C/C++ Program for Number of solutions to Modular Equations
Last Updated :
26 May, 2022
Given A and B, the task is to find the number of possible values that X can take such that the given modular equation (A mod X) = B holds good. Here, X is also called a solution of the modular equation. Examples:
Input : A = 26, B = 2
Output : 6
Explanation
X can be equal to any of {3, 4, 6, 8,
12, 24} as A modulus any of these values
equals 2 i. e., (26 mod 3) = (26 mod 4)
= (26 mod 6) = (26 mod 8) = .... = 2
Input : 21 5
Output : 2
Explanation
X can be equal to any of {8, 16} as A modulus
any of these values equals 5 i.e. (21 mod
8) = (21 mod 16) = 5
If we carefully analyze the equation A mod X = B its easy to note that if (A = B) then there are infinitely many values greater than A that X can take. In the Case when (A < B), there cannot be any possible value of X for which the modular equation holds. So the only case we are left to investigate is when (A > B).So now we focus on this case in depth. Now, in this case we can use a well known relation i.e.

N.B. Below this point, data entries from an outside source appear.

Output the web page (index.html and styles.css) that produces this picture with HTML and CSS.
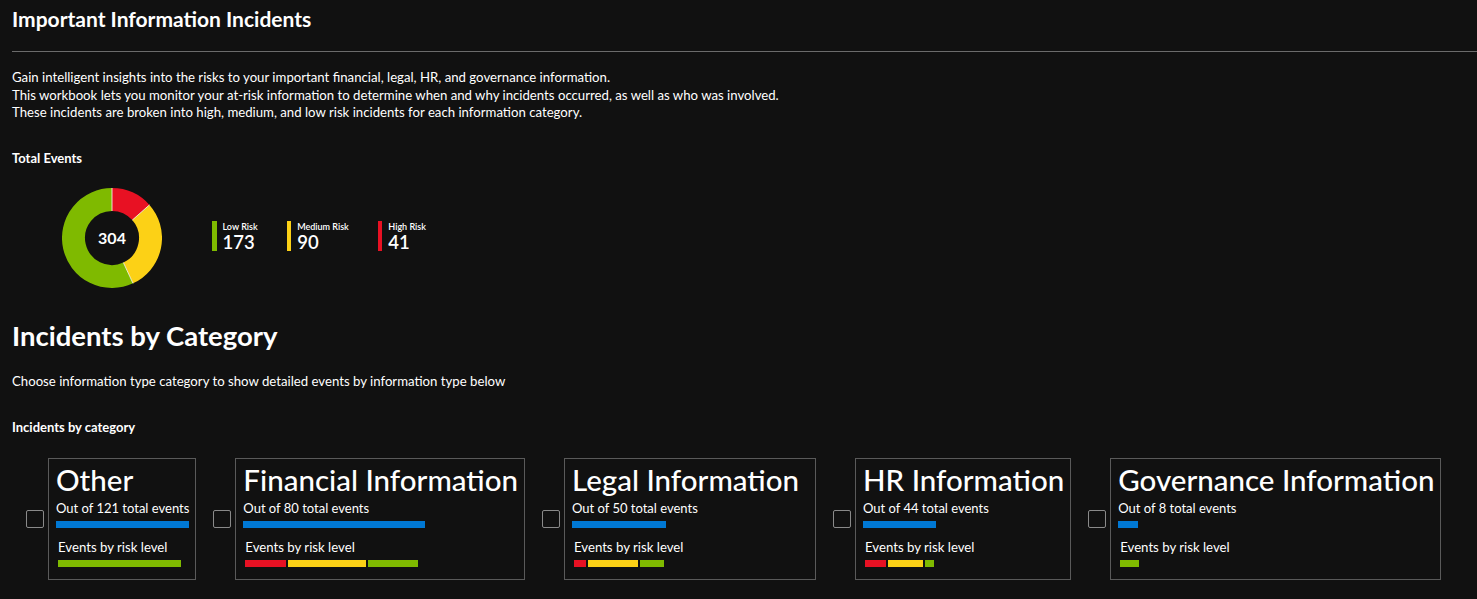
FILE: index.html
```html
<!DOCTYPE html>
<html>
<head>
<meta charset="utf-8">
<link rel="stylesheet" href="styles.css">
</head>
<body>
<div class="page">
  <h1 class="title">Important Information Incidents</h1>
  <hr class="rule">
  <div class="intro">
    <p>Gain intelligent insights into the risks to your important financial, legal, HR, and governance information.</p>
    <p>This workbook lets you monitor your at-risk information to determine when and why incidents occurred, as well as who was involved.</p>
    <p>These incidents are broken into high, medium, and low risk incidents for each information category.</p>
  </div>

  <h3 class="label total-label">Total Events</h3>
  <div class="summary">
    <div class="donut">
      <svg width="100" height="100" viewBox="0 0 100 100">
        <path d="M66.19 84.93 A38.5 38.5 0 1 1 50 11.5" fill="none" stroke="#7fba00" stroke-width="23"/>
        <path d="M50 11.5 A38.5 38.5 0 0 1 78.85 24.51" fill="none" stroke="#e81123" stroke-width="23"/>
        <path d="M78.85 24.51 A38.5 38.5 0 0 1 66.19 84.93" fill="none" stroke="#fcd116" stroke-width="23"/>
        <line x1="50" y1="23" x2="50" y2="0" stroke="#fff" stroke-width="0.8"/>
        <line x1="70.23" y1="32.12" x2="87.47" y2="16.89" stroke="#fff" stroke-width="0.8"/>
        <line x1="61.35" y1="74.5" x2="71.03" y2="95.37" stroke="#fff" stroke-width="0.8"/>
      </svg>
      <span class="donut-value">304</span>
    </div>
    <div class="legend">
      <div class="legend-item">
        <span class="legend-bar green"></span>
        <div class="legend-text"><span class="legend-name">Low Risk</span><span class="legend-num">173</span></div>
      </div>
      <div class="legend-item">
        <span class="legend-bar yellow"></span>
        <div class="legend-text"><span class="legend-name">Medium Risk</span><span class="legend-num">90</span></div>
      </div>
      <div class="legend-item">
        <span class="legend-bar red"></span>
        <div class="legend-text"><span class="legend-name">High Risk</span><span class="legend-num">41</span></div>
      </div>
    </div>
  </div>

  <h2 class="section">Incidents by Category</h2>
  <p class="choose">Choose information type category to show detailed events by information type below</p>
  <h3 class="label cat-label">Incidents by category</h3>

  <div class="cards">
    <div class="item">
      <span class="check"></span>
      <div class="card">
        <div class="card-title">Other</div>
        <div class="card-sub">Out of 121 total events</div>
        <div class="blue-bar" style="width:100%"></div>
        <div class="risk-label">Events by risk level</div>
        <div class="risk-bar" style="width:92%">
          <span class="seg green" style="flex-grow:121"></span>
        </div>
      </div>
    </div>
    <div class="item">
      <span class="check"></span>
      <div class="card">
        <div class="card-title">Financial Information</div>
        <div class="card-sub">Out of 80 total events</div>
        <div class="blue-bar" style="width:66.1%"></div>
        <div class="risk-label">Events by risk level</div>
        <div class="risk-bar" style="width:63%">
          <span class="seg red" style="flex-grow:42"></span>
          <span class="seg yellow" style="flex-grow:80"></span>
          <span class="seg green" style="flex-grow:52"></span>
        </div>
      </div>
    </div>
    <div class="item">
      <span class="check"></span>
      <div class="card card-legal">
        <div class="card-title">Legal Information</div>
        <div class="card-sub">Out of 50 total events</div>
        <div class="blue-bar" style="width:41.3%"></div>
        <div class="risk-label">Events by risk level</div>
        <div class="risk-bar" style="width:39.5%">
          <span class="seg red" style="flex-grow:13"></span>
          <span class="seg yellow" style="flex-grow:52"></span>
          <span class="seg green" style="flex-grow:25"></span>
        </div>
      </div>
    </div>
    <div class="item">
      <span class="check"></span>
      <div class="card">
        <div class="card-title">HR Information</div>
        <div class="card-sub">Out of 44 total events</div>
        <div class="blue-bar" style="width:36.4%"></div>
        <div class="risk-label">Events by risk level</div>
        <div class="risk-bar" style="width:34.5%">
          <span class="seg red" style="flex-grow:21"></span>
          <span class="seg yellow" style="flex-grow:35"></span>
          <span class="seg green" style="flex-grow:9"></span>
        </div>
      </div>
    </div>
    <div class="item">
      <span class="check"></span>
      <div class="card">
        <div class="card-title">Governance Information</div>
        <div class="card-sub">Out of 8 total events</div>
        <div class="blue-bar" style="width:6.3%"></div>
        <div class="risk-label">Events by risk level</div>
        <div class="risk-bar" style="width:6%">
          <span class="seg green" style="flex-grow:8"></span>
        </div>
      </div>
    </div>
  </div>
</div>
</body>
</html>
```

FILE: styles.css
```css
html, body {
  margin: 0;
  padding: 0;
  background: #111111;
  color: #ffffff;
  font-family: "Lato", "Segoe UI", sans-serif;
}

.page {
  padding: 0 0 0 12px;
}

.title {
  margin: 0;
  padding-top: 5px;
  font-size: 21px;
  line-height: 27px;
  font-weight: 700;
}

.rule {
  margin: 19px 0 0 0;
  border: 0;
  border-top: 1px solid #6b6b6b;
  height: 0;
}

.intro {
  margin-top: 17px;
  font-size: 13.2px;
  line-height: 17.5px;
}

.intro p {
  margin: 0;
}

.label {
  margin: 0;
  font-size: 13px;
  font-weight: 700;
  line-height: 18px;
}

.total-label {
  margin-top: 27px;
}

.summary {
  display: flex;
  align-items: flex-start;
  margin-top: 21px;
  padding-left: 50px;
}

.donut {
  position: relative;
  width: 100px;
  height: 100px;
}

.donut svg {
  display: block;
}

.donut-value {
  position: absolute;
  left: 0;
  top: 0;
  width: 100px;
  height: 100px;
  display: flex;
  align-items: center;
  justify-content: center;
  font-size: 16px;
  font-weight: 700;
}

.legend {
  display: flex;
  gap: 29px;
  margin-left: 50px;
  margin-top: 33px;
}

.legend-item {
  display: flex;
  gap: 6px;
  align-items: flex-start;
}

.legend-bar {
  width: 4.5px;
  height: 30px;
}

.legend-text {
  display: flex;
  flex-direction: column;
}

.legend-name {
  font-size: 9px;
  line-height: 12px;
  font-weight: 600;
}

.legend-num {
  font-size: 18.5px;
  line-height: 19px;
  font-weight: 600;
}

.green { background: #7fba00; }
.yellow { background: #fcd116; }
.red { background: #e81123; }

.section {
  margin: 31px 0 0 0;
  font-size: 27.5px;
  line-height: 34px;
  font-weight: 700;
}

.choose {
  margin: 19px 0 0 0;
  font-size: 13.2px;
  line-height: 18px;
}

.cat-label {
  margin-top: 28px;
}

.cards {
  display: flex;
  align-items: center;
  gap: 17px;
  margin-top: 22px;
  padding-left: 14px;
}

.item {
  display: flex;
  align-items: center;
  gap: 4px;
}

.check {
  width: 16px;
  height: 16px;
  border: 1px solid #8a8a8a;
  border-radius: 2px;
}

.card {
  border: 1px solid #5a5a5a;
  height: 120px;
  box-sizing: content-box;
  padding: 0 6px 0 7px;
  display: flex;
  flex-direction: column;
}

.card-legal {
  padding-right: 16px;
}

.card-title {
  font-size: 29.5px;
  line-height: 32px;
  margin-top: 5px;
  font-weight: 500;
  white-space: nowrap;
}

.card-sub {
  font-size: 13px;
  line-height: 17px;
  margin-top: 4px;
  white-space: nowrap;
}

.blue-bar {
  height: 7px;
  background: #0078d4;
  margin-top: 4px;
}

.risk-label {
  font-size: 13.2px;
  line-height: 17px;
  margin-top: 11px;
  margin-left: 2px;
  white-space: nowrap;
}

.risk-bar {
  display: flex;
  gap: 2px;
  height: 7px;
  margin-top: 4px;
  margin-left: 2px;
}

.seg {
  display: block;
  height: 7px;
  flex-basis: 0;
}
```
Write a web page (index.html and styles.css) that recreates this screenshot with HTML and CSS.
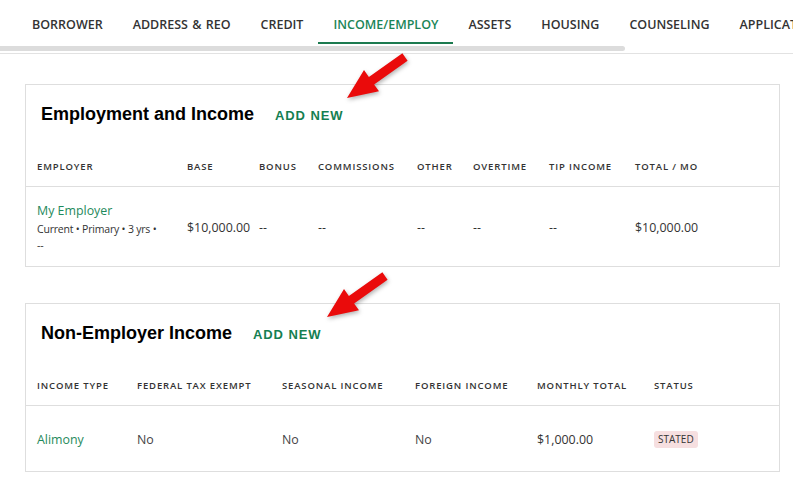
FILE: index.html
```html
<!DOCTYPE html>
<html lang="en">

<head>
    <meta charset="UTF-8">
    <meta name="viewport" content="width=device-width, initial-scale=1.0">
    <title>Income / Employment</title>
    <link rel="stylesheet" href="styles.css">
</head>

<body>
    <div class="tabs-wrap">
        <nav class="tabs">
            <a class="tab">BORROWER</a>
            <a class="tab">ADDRESS &amp; REO</a>
            <a class="tab">CREDIT</a>
            <a class="tab active">INCOME/EMPLOY</a>
            <a class="tab">ASSETS</a>
            <a class="tab">HOUSING</a>
            <a class="tab">COUNSELING</a>
            <a class="tab">APPLICATION</a>
        </nav>
        <div class="scrollbar"></div>
    </div>

    <main class="content">
        <section class="card">
            <div class="card-title">
                <h2>Employment and Income</h2>
                <a class="add-new">ADD NEW</a>
            </div>
            <div class="grid emp-grid head">
                <div>EMPLOYER</div>
                <div>BASE</div>
                <div>BONUS</div>
                <div>COMMISSIONS</div>
                <div>OTHER</div>
                <div>OVERTIME</div>
                <div>TIP INCOME</div>
                <div>TOTAL / MO</div>
            </div>
            <div class="grid emp-grid row emp-row">
                <div class="employer">
                    <a class="link">My Employer</a>
                    <div class="meta">Current • Primary • 3 yrs • --</div>
                </div>
                <div>$10,000.00</div>
                <div>--</div>
                <div>--</div>
                <div>--</div>
                <div>--</div>
                <div>--</div>
                <div>$10,000.00</div>
            </div>
        </section>

        <section class="card">
            <div class="card-title">
                <h2>Non-Employer Income</h2>
                <a class="add-new">ADD NEW</a>
            </div>
            <div class="grid other-grid head">
                <div>INCOME TYPE</div>
                <div>FEDERAL TAX EXEMPT</div>
                <div>SEASONAL INCOME</div>
                <div>FOREIGN INCOME</div>
                <div>MONTHLY TOTAL</div>
                <div>STATUS</div>
            </div>
            <div class="grid other-grid row other-row">
                <div><a class="link">Alimony</a></div>
                <div class="muted">No</div>
                <div class="muted">No</div>
                <div class="muted">No</div>
                <div>$1,000.00</div>
                <div><span class="badge">STATED</span></div>
            </div>
        </section>
    </main>

    <!-- callout arrows drawn over the page -->
    <svg class="arrow arrow-one" width="75" height="56" viewBox="0 0 75 56">
        <polygon points="7,50 24,22 28.9,29 62.4,5.3 67.6,12.7 34.1,36.4 39,43.3" />
    </svg>
    <svg class="arrow arrow-two" width="75" height="56" viewBox="0 0 75 56">
        <polygon points="7,50 24,22 28.9,29 62.4,5.3 67.6,12.7 34.1,36.4 39,43.3" />
    </svg>
</body>

</html>
```

FILE: styles.css
```css
body {
    margin: 0;
    font-family: "Open Sans", "Noto Sans", sans-serif;
    color: #333;
    background: #fff;
    overflow: hidden;
}

.tabs-wrap {
    border-bottom: 1px solid #e2e2e2;
}

.tabs {
    display: flex;
    height: 44px;
    padding-left: 17px;
    white-space: nowrap;
    overflow: hidden;
}

.tab {
    padding: 14px 15px 0;
    height: 28px;
    font-size: 12.5px;
    font-weight: 600;
    line-height: 21px;
    word-spacing: 1px;
    color: #333;
    border-bottom: 2px solid transparent;
}

.tab.active {
    color: #1b8557;
    border-bottom-color: #1b7a4f;
}

.scrollbar {
    width: 625px;
    height: 5px;
    margin: 2px 0 2px;
    background: #dcdcdc;
    border-radius: 0 3px 3px 0;
}

.content {
    padding: 30px 13px 20px 25px;
}

.card {
    border: 1px solid #dedede;
    margin-bottom: 36px;
}

.card-title {
    display: flex;
    align-items: baseline;
    padding: 17px 15px 0;
    height: 58px;
}

.card-title h2 {
    margin: 0;
    font-family: "Liberation Sans", Arial, sans-serif;
    font-size: 18px;
    font-weight: bold;
    line-height: 24px;
    color: #000;
}

.add-new {
    margin-left: 21px;
    font-family: "Liberation Sans", Arial, sans-serif;
    font-size: 13px;
    font-weight: bold;
    letter-spacing: 0.9px;
    color: #157f52;
}

.grid {
    display: grid;
    padding-left: 11px;
}

.emp-grid {
    grid-template-columns: 150px 72px 59px 99px 56px 76px 86px 1fr;
}

.other-grid {
    grid-template-columns: 100px 145px 133px 122px 117px 1fr;
}

.head {
    font-size: 9.5px;
    font-weight: 600;
    letter-spacing: 0.85px;
    line-height: 14px;
    padding-bottom: 12px;
    border-bottom: 1px solid #dedede;
    color: #333;
}

.row {
    align-items: center;
    font-size: 12.4px;
    line-height: 19px;
}

.emp-row {
    padding-top: 14px;
    padding-bottom: 13px;
}

.other-row {
    padding-top: 24px;
    padding-bottom: 22px;
}

.employer {
    padding-right: 10px;
}

.link {
    color: #1f8a5c;
}

.meta {
    max-width: 124px;
    font-size: 10.5px;
    letter-spacing: -0.2px;
    line-height: 16px;
    color: #333;
    margin-top: 1px;
}

.muted {
    color: #444;
}

.badge {
    display: inline-block;
    padding: 1px 4px;
    font-size: 10px;
    line-height: 15px;
    background: #f6dfe0;
    border-radius: 3px;
    color: #333;
    position: relative;
    top: -1px;
}

.arrow {
    position: absolute;
    fill: #ea0b0b;
    filter: drop-shadow(1px 2px 2px rgba(0, 0, 0, 0.3));
}

.arrow-one {
    left: 340px;
    top: 48px;
}

.arrow-two {
    left: 320px;
    top: 267px;
}
```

Dividend = Divisor * Quotient + Remainder
We are looking for all possible X i.e. Divisors given A i.e Dividend and B i.e., remainder. So,
We can say,
A = X * Quotient + B
Let Quotient be represented as Y
? A = X * Y + B
A - B = X * Y
? To get integral values of Y,
we need to take all X such that X divides (A - B)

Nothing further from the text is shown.